Cristina Mazzoni, author of the very cool, very new, She-Wolf: The Story of a Roman Icon, bids happy birthday to Rome – and explains how the she-wolf became a potent symbol over the course of the past 2,763 years.
On April 21, Rome’s birthday is celebrated; this year, it is the city’s 2763rd. Tradition tells that, on this day in 753 bce, twin brothers Romulus and Remus—descendants of the Trojan refugee Aeneas—decided to found their own city. When Romulus built his walls on the Palatine Hill, Remus mocked and jumped over them; Romulus, provoked, killed him and remained Rome’s sole founder. It is from him that the Eternal City takes its name, as we all know. (But do we? According to another legend, it was a Trojan woman, Rhome, who named the city: with the help of her women friends, she forced the refugees she traveled with—including her own husband—to settle at the bend of the Tiber River by burning their ships.)
April 21 celebrates the founding of a city born of the second most famous fratricide in the west. But the artistic representations of Rome’s birth rarely focus on Romulus building his walls, or on Remus ridiculing them—much less on the fratricide itself. Rather, the birth of Rome is almost always illustrated with a scene that took place some eighteen years earlier: A wild she-wolf nursing twin baby boys. Legend says that a female wolf—lupa, in Latin—rescued Romulus and Remus from the Tiber River where they had been abandoned by their great uncle (he had usurped his brother’s throne and feared his descendants’ revenge). The she-wolf, sent by the twins’ father Mars, suckled the babies until they were found by a herdsman. Once grown, Romulus and Remus returned Alba Longa’s throne to its rightful king before going on to found their own city.

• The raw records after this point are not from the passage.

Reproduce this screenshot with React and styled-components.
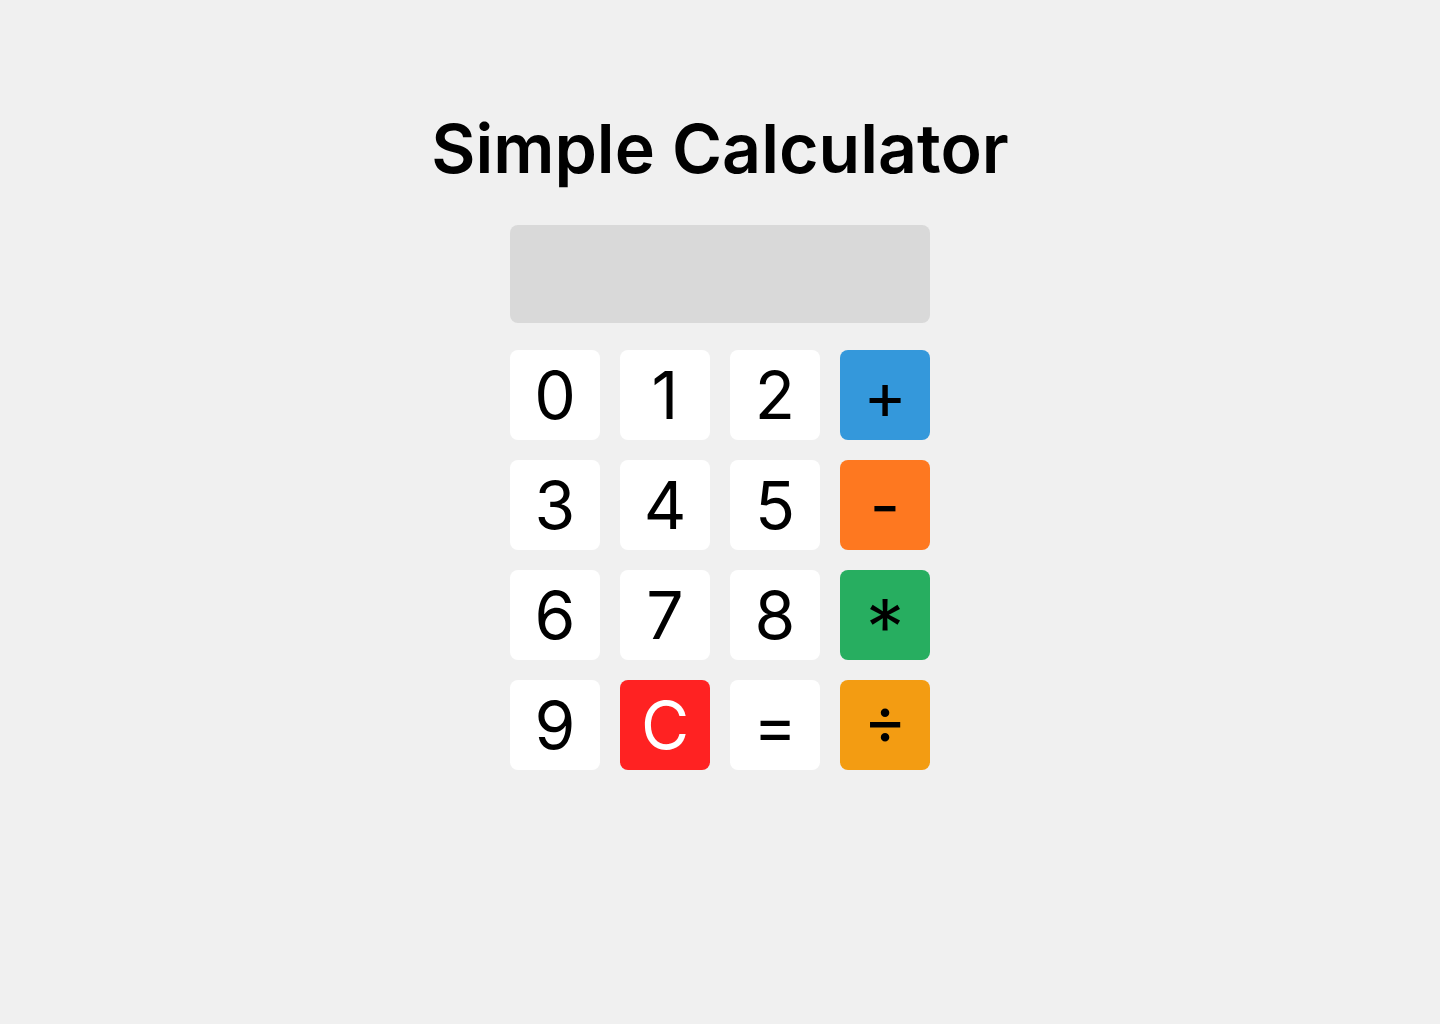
import React, { useState } from 'react';
import styled, { createGlobalStyle } from 'styled-components';

const GlobalStyle = createGlobalStyle`
  html, body {
    margin: 0;
    padding: 0;
    background: #f0f0f0;
    font-family: Inter, "Noto Sans", sans-serif;
  }
`;

const KEYS = [
  { label: '0' }, { label: '1' }, { label: '2' }, { label: '+', bg: '#3498db' },
  { label: '3' }, { label: '4' }, { label: '5' }, { label: '-', bg: '#fe7820' },
  { label: '6' }, { label: '7' }, { label: '8' }, { label: '*', bg: '#27ae60', centered: true },
  { label: '9' }, { label: 'C', bg: '#ff2222', color: '#ffffff' }, { label: '=' }, { label: '÷', bg: '#f39c12', centered: true },
];

const App = () => {
  const [value, setValue] = useState('');

  const press = (key) => {
    if (key === 'C') return setValue('');
    if (key === '=') {
      try {
        const result = Function(`return (${value.replace(/÷/g, '/')})`)();
        setValue(String(result));
      } catch (e) {
        setValue('');
      }
      return;
    }
    setValue(value + key);
  };

  return (
    <Page>
      <GlobalStyle />
      <Title>Simple Calculator</Title>
      <Display>{value}</Display>
      <Keypad>
        {KEYS.map((k) => (
          <Key
            key={k.label}
            $bg={k.bg}
            $color={k.color}
            $centered={k.centered}
            onClick={() => press(k.label)}
          >
            {k.label}
          </Key>
        ))}
      </Keypad>
    </Page>
  );
};

export default App;

const Page = styled.div`
  display: flex;
  flex-direction: column;
  align-items: center;
  padding-top: 108px;
  min-height: 1024px;
  box-sizing: border-box;
`;

const Title = styled.h1`
  margin: 0 0 37px;
  font-size: 68px;
  line-height: 80px;
  font-weight: 600;
  color: #000;
`;

const Display = styled.div`
  width: 420px;
  height: 98px;
  box-sizing: border-box;
  padding: 0 20px;
  background: #d9d9d9;
  border-radius: 8px;
  display: flex;
  align-items: center;
  justify-content: flex-end;
  font-size: 48px;
  color: #000;
  margin-bottom: 27px;
`;

const Keypad = styled.div`
  display: grid;
  grid-template-columns: repeat(4, 90px);
  grid-auto-rows: 90px;
  gap: 20px;
`;

const Key = styled.button`
  border: none;
  padding: 0;
  border-radius: 8px;
  background: ${(p) => p.$bg || '#ffffff'};
  color: ${(p) => p.$color || '#000000'};
  font-family: Inter, "Noto Sans", sans-serif;
  font-size: 66px;
  font-weight: 400;
  line-height: 1;
  font-feature-settings: ${(p) => (p.$centered ? '"case" 1' : 'normal')};
  display: flex;
  align-items: center;
  justify-content: center;
  cursor: pointer;
`;
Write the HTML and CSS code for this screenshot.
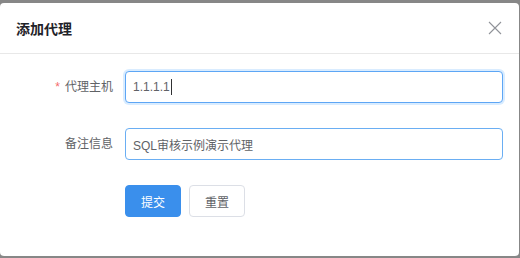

Some accounts claim that the she-wolf was actually a woman, a prostitute in fact, because lupa in Latin means both she-wolf and whore. This bond between females of the human and the lupine species—based on allegedly shared traits such as insatiable lust and an aggressively protective motherliness—has inspired representations of the Roman nurse such as the Lavazza coffee ad pictured above: The she-wolf is a voracious, sexy woman, as well as a fiercely maternal one.
Popular she-wolf images are typically inspired by the best-known she-wolf: the Lupa Capitolina. For centuries this bronze statue belonged to the pope and marked Rome as his; but since 1870 especially, she has symbolized Rome’s secular politics. The fascist regime saw in the beast the indomitable and nationalistic spirit of the Italian people (it was Mussolini who declared April 21 a national holiday); but the Capitoline She-Wolf is also the symbol of the A.S. Roma soccer team, traditionally working class and politically leftist.
A beast full of contradictions, the Roman lupa is enduring precisely because of her ability not only to tell a lengthy and complicated story, such as the foundation of Rome, within a simple and compelling image; but also because this nursing beast embodies, in this same, simple shape, multiple perspectives and ideals: the Roman she-wolf is a protective mother, jealous of her own, and yet her lust makes her sexually available to anyone—as the wolf-clad woman in the coffee ad attests; she represents the most public and unique of events, the birth of Rome, even as she performs a private and recurring act—breastfeeding; she is the indigenous totem of the Roman people, and yet the babies she feeds are of uncertain genealogy: milk rather than blood, is what makes Romans who they are.
The she-wolf’s ultimate meaning is as hard to hold onto as the legendary beast herself, who slips away into the forest just as soon as she is found.